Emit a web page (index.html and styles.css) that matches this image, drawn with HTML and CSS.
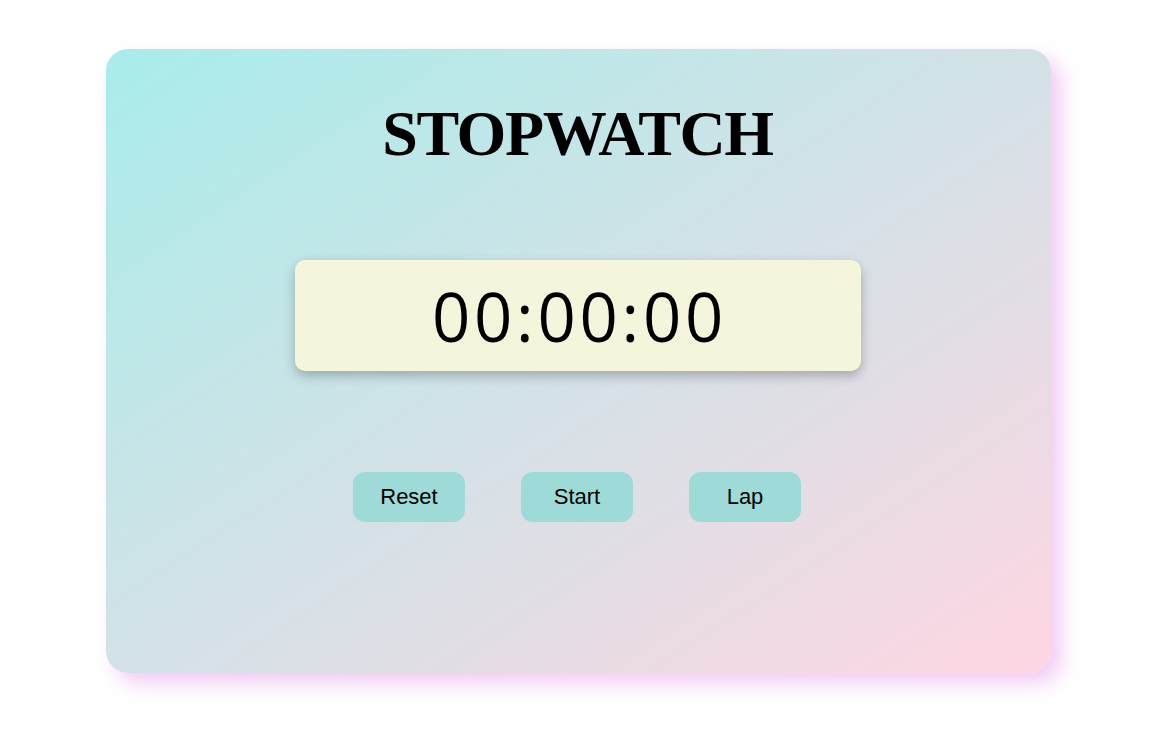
FILE: index.html
```html
<!DOCTYPE html>
<html>
<head>
<meta charset="utf-8">
<link rel="stylesheet" href="styles.css">
</head>
<body>
<div class="card">
  <h1 class="title">STOPWATCH</h1>
  <div class="display">00:00:00</div>
  <div class="buttons">
    <button class="btn">Reset</button>
    <button class="btn">Start</button>
    <button class="btn">Lap</button>
  </div>
</div>
</body>
</html>
```
FILE: styles.css
```css
html, body { margin: 0; padding: 0; background: #fff; }
body { width: 1151px; height: 736px; overflow: hidden; }
.card {
  box-sizing: border-box;
  margin: 49px 0 0 106px;
  width: 945px;
  height: 624px;
  border-radius: 22px;
  background: linear-gradient(to bottom right, #a8edea, #fed6e3);
  box-shadow: 10px 10px 20px rgba(238, 190, 240, 0.8);
  display: flex;
  flex-direction: column;
  align-items: center;
  padding-top: 45px;
  padding-right: 2px;
}
.title {
  margin: 0;
  font-family: "Liberation Serif", serif;
  font-weight: bold;
  font-size: 64px;
  letter-spacing: -1.4px;
  line-height: 80px;
  color: #000;
}
.display {
  margin-top: 86px;
  width: 566px;
  height: 111px;
  box-sizing: border-box;
  background: #f5f5dc;
  border-radius: 10px;
  box-shadow: 0 5px 12px rgba(0, 0, 0, 0.25);
  display: flex;
  align-items: center;
  justify-content: center;
  padding-left: 4px;
  font-family: "Open Sans", sans-serif;
  font-size: 67px;
  letter-spacing: 3.75px;
  color: #000;
}
.buttons {
  margin-top: 101px;
  margin-right: 1px;
  display: flex;
  gap: 56px;
}
.btn {
  width: 112px;
  height: 50px;
  border: none;
  border-radius: 12px;
  background: #9ddad8;
  font-family: "Liberation Sans", sans-serif;
  font-size: 22px;
  color: #000;
  padding: 0;
}
```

★ ★ ★ ★

• **To do**
Print out the material word for word, omitting the pictures.

• **Exercise response**
Emit a web page (index.html and styles.css) that matches this image, drawn with HTML and CSS.
FILE: index.html
```html
<!DOCTYPE html>
<html>
<head>
<meta charset="utf-8">
<link rel="stylesheet" href="styles.css">
</head>
<body>
<div class="card">
  <h1 class="title">STOPWATCH</h1>
  <div class="display">00:00:00</div>
  <div class="buttons">
    <button class="btn">Reset</button>
    <button class="btn">Start</button>
    <button class="btn">Lap</button>
  </div>
</div>
</body>
</html>
```
FILE: styles.css
```css
html, body { margin: 0; padding: 0; background: #fff; }
body { width: 1151px; height: 736px; overflow: hidden; }
.card {
  box-sizing: border-box;
  margin: 49px 0 0 106px;
  width: 945px;
  height: 624px;
  border-radius: 22px;
  background: linear-gradient(to bottom right, #a8edea, #fed6e3);
  box-shadow: 10px 10px 20px rgba(238, 190, 240, 0.8);
  display: flex;
  flex-direction: column;
  align-items: center;
  padding-top: 45px;
  padding-right: 2px;
}
.title {
  margin: 0;
  font-family: "Liberation Serif", serif;
  font-weight: bold;
  font-size: 64px;
  letter-spacing: -1.4px;
  line-height: 80px;
  color: #000;
}
.display {
  margin-top: 86px;
  width: 566px;
  height: 111px;
  box-sizing: border-box;
  background: #f5f5dc;
  border-radius: 10px;
  box-shadow: 0 5px 12px rgba(0, 0, 0, 0.25);
  display: flex;
  align-items: center;
  justify-content: center;
  padding-left: 4px;
  font-family: "Open Sans", sans-serif;
  font-size: 67px;
  letter-spacing: 3.75px;
  color: #000;
}
.buttons {
  margin-top: 101px;
  margin-right: 1px;
  display: flex;
  gap: 56px;
}
.btn {
  width: 112px;
  height: 50px;
  border: none;
  border-radius: 12px;
  background: #9ddad8;
  font-family: "Liberation Sans", sans-serif;
  font-size: 22px;
  color: #000;
  padding: 0;
}
```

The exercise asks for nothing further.